The Joys of The Ultimate Fighter


(Note from Editor – The Gym Dwellers Chronicles is an MMA editorial by Top MMA NewsBenoit Lelievre. Benoit will take any MMA topic he wishes and put a spin on it in a way that only he can. I believe that you will enjoy Benoit’s columns as much as I do. Here is the first of what I hope are many Gym Dwellers Chronicles.)

The Gym Dwellers Chronicles I – The Joys of The Ultimate Fighter

I don’t like reality television. I know it sounds fake. Everybody decries the decadence of audio-visual entertainment, but everybody participate to the water cooler discussions about Jersey Shore. I don’t. Whenever I am tempted to tune in to MTV and watch culturally challenged young people promoting idiocy as a way of life, I think about Michele and Alessandro. They owned a pizzeria and kept it opened 24/7. They sold the place by now, but last I heard of them, they owned apartment buildings. Each time I zap to Jersey Shore, I think about these two hard-working, sympathetic brothers and I zap away. Not all Italian people are retarded mutant stereotypes.

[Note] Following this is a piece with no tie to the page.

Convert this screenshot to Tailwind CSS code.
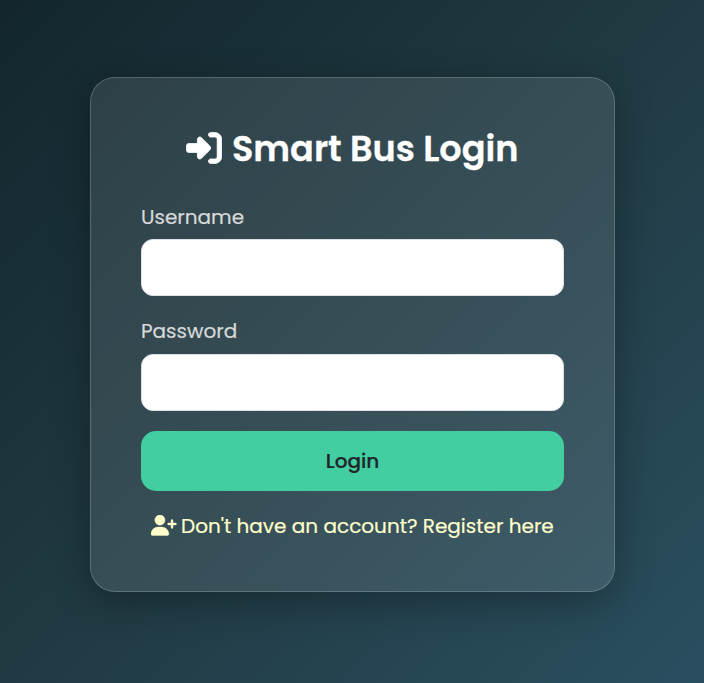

Being an idiot now qualifies you for being on T.V. Obnoxious people you do not want to be around are now getting television contracts and the necessary money to accomplish their dreams. It is the definition of injustice and yet we all tune in to follow their adventures. Reality television is not a bad idea. It’s easy to relate to your peer and it’s uplifting to see them go through trials, face their demons and transcend their limits. That’s why The Ultimate Fighter is the only show for which I break my no-reality-TV principle. And thanks heavens, the show is back on air for a twelfth season.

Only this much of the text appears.